## START Data
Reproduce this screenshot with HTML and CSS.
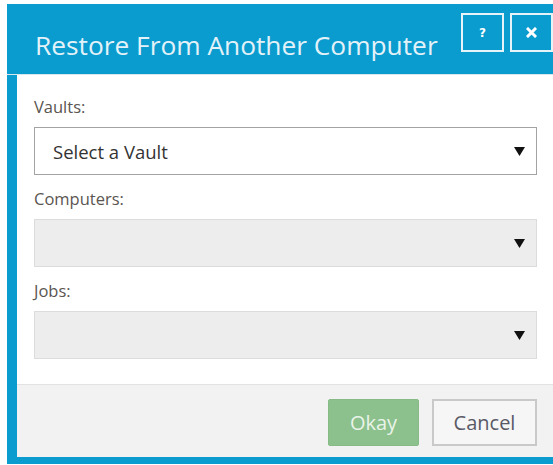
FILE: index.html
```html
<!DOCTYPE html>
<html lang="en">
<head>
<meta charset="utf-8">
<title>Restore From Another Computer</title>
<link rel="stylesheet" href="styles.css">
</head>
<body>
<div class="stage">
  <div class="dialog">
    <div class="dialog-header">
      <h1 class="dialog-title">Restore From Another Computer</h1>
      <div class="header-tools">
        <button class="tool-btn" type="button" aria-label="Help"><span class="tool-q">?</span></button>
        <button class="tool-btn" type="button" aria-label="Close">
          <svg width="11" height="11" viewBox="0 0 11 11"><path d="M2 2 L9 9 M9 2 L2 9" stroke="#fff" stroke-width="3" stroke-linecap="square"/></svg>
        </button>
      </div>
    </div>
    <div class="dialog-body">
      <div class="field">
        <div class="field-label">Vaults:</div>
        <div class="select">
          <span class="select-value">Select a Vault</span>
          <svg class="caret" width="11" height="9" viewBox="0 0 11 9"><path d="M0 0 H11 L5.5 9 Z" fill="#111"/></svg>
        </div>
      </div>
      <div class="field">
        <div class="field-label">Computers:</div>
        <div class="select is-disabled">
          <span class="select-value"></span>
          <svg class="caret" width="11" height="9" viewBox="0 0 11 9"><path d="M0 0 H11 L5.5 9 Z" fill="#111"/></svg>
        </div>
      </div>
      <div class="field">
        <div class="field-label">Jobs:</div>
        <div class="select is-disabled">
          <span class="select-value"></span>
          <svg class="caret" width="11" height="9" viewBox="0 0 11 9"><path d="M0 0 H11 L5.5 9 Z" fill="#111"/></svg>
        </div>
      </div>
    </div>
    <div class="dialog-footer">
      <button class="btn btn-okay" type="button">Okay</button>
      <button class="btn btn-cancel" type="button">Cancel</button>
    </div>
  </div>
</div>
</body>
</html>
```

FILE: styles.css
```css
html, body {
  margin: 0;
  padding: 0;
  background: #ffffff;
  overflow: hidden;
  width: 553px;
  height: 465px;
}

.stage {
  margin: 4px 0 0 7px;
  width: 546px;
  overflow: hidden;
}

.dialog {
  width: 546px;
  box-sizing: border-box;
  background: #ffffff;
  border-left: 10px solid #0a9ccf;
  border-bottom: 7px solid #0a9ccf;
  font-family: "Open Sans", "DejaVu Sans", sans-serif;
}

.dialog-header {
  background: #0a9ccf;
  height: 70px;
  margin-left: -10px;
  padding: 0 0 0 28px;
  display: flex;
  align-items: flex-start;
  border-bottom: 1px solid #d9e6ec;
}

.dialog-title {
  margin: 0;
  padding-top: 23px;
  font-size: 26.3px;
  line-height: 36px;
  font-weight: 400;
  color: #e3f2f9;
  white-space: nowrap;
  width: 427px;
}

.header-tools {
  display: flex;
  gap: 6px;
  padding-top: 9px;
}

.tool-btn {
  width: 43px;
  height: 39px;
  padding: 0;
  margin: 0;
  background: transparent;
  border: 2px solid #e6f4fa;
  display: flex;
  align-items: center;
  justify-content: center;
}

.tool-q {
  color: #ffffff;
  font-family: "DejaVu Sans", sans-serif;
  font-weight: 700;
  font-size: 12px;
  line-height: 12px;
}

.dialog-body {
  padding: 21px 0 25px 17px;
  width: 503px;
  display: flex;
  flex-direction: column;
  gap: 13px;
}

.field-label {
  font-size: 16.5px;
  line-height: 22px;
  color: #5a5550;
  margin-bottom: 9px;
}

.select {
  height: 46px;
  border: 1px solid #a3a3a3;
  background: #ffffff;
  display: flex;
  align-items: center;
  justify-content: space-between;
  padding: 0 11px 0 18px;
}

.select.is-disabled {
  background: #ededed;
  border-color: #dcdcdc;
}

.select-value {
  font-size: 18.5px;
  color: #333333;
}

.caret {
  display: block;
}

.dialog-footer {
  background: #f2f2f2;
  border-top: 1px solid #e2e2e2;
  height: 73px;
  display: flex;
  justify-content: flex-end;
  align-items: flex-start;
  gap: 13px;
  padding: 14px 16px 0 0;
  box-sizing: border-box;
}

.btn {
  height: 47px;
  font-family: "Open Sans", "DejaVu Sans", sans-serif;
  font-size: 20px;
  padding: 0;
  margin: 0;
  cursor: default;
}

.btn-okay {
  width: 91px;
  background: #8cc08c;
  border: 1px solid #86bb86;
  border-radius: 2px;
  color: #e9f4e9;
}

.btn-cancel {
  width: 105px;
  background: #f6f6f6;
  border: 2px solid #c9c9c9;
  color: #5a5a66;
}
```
## END Data
▸ Required task
Do not include the images; transcribe the rest of the listing exactly.

▸ The response
Reproduce this screenshot with HTML and CSS.
FILE: index.html
```html
<!DOCTYPE html>
<html lang="en">
<head>
<meta charset="utf-8">
<title>Restore From Another Computer</title>
<link rel="stylesheet" href="styles.css">
</head>
<body>
<div class="stage">
  <div class="dialog">
    <div class="dialog-header">
      <h1 class="dialog-title">Restore From Another Computer</h1>
      <div class="header-tools">
        <button class="tool-btn" type="button" aria-label="Help"><span class="tool-q">?</span></button>
        <button class="tool-btn" type="button" aria-label="Close">
          <svg width="11" height="11" viewBox="0 0 11 11"><path d="M2 2 L9 9 M9 2 L2 9" stroke="#fff" stroke-width="3" stroke-linecap="square"/></svg>
        </button>
      </div>
    </div>
    <div class="dialog-body">
      <div class="field">
        <div class="field-label">Vaults:</div>
        <div class="select">
          <span class="select-value">Select a Vault</span>
          <svg class="caret" width="11" height="9" viewBox="0 0 11 9"><path d="M0 0 H11 L5.5 9 Z" fill="#111"/></svg>
        </div>
      </div>
      <div class="field">
        <div class="field-label">Computers:</div>
        <div class="select is-disabled">
          <span class="select-value"></span>
          <svg class="caret" width="11" height="9" viewBox="0 0 11 9"><path d="M0 0 H11 L5.5 9 Z" fill="#111"/></svg>
        </div>
      </div>
      <div class="field">
        <div class="field-label">Jobs:</div>
        <div class="select is-disabled">
          <span class="select-value"></span>
          <svg class="caret" width="11" height="9" viewBox="0 0 11 9"><path d="M0 0 H11 L5.5 9 Z" fill="#111"/></svg>
        </div>
      </div>
    </div>
    <div class="dialog-footer">
      <button class="btn btn-okay" type="button">Okay</button>
      <button class="btn btn-cancel" type="button">Cancel</button>
    </div>
  </div>
</div>
</body>
</html>
```

FILE: styles.css
```css
html, body {
  margin: 0;
  padding: 0;
  background: #ffffff;
  overflow: hidden;
  width: 553px;
  height: 465px;
}

.stage {
  margin: 4px 0 0 7px;
  width: 546px;
  overflow: hidden;
}

.dialog {
  width: 546px;
  box-sizing: border-box;
  background: #ffffff;
  border-left: 10px solid #0a9ccf;
  border-bottom: 7px solid #0a9ccf;
  font-family: "Open Sans", "DejaVu Sans", sans-serif;
}

.dialog-header {
  background: #0a9ccf;
  height: 70px;
  margin-left: -10px;
  padding: 0 0 0 28px;
  display: flex;
  align-items: flex-start;
  border-bottom: 1px solid #d9e6ec;
}

.dialog-title {
  margin: 0;
  padding-top: 23px;
  font-size: 26.3px;
  line-height: 36px;
  font-weight: 400;
  color: #e3f2f9;
  white-space: nowrap;
  width: 427px;
}

.header-tools {
  display: flex;
  gap: 6px;
  padding-top: 9px;
}

.tool-btn {
  width: 43px;
  height: 39px;
  padding: 0;
  margin: 0;
  background: transparent;
  border: 2px solid #e6f4fa;
  display: flex;
  align-items: center;
  justify-content: center;
}

.tool-q {
  color: #ffffff;
  font-family: "DejaVu Sans", sans-serif;
  font-weight: 700;
  font-size: 12px;
  line-height: 12px;
}

.dialog-body {
  padding: 21px 0 25px 17px;
  width: 503px;
  display: flex;
  flex-direction: column;
  gap: 13px;
}

.field-label {
  font-size: 16.5px;
  line-height: 22px;
  color: #5a5550;
  margin-bottom: 9px;
}

.select {
  height: 46px;
  border: 1px solid #a3a3a3;
  background: #ffffff;
  display: flex;
  align-items: center;
  justify-content: space-between;
  padding: 0 11px 0 18px;
}

.select.is-disabled {
  background: #ededed;
  border-color: #dcdcdc;
}

.select-value {
  font-size: 18.5px;
  color: #333333;
}

.caret {
  display: block;
}

.dialog-footer {
  background: #f2f2f2;
  border-top: 1px solid #e2e2e2;
  height: 73px;
  display: flex;
  justify-content: flex-end;
  align-items: flex-start;
  gap: 13px;
  padding: 14px 16px 0 0;
  box-sizing: border-box;
}

.btn {
  height: 47px;
  font-family: "Open Sans", "DejaVu Sans", sans-serif;
  font-size: 20px;
  padding: 0;
  margin: 0;
  cursor: default;
}

.btn-okay {
  width: 91px;
  background: #8cc08c;
  border: 1px solid #86bb86;
  border-radius: 2px;
  color: #e9f4e9;
}

.btn-cancel {
  width: 105px;
  background: #f6f6f6;
  border: 2px solid #c9c9c9;
  color: #5a5a66;
}
```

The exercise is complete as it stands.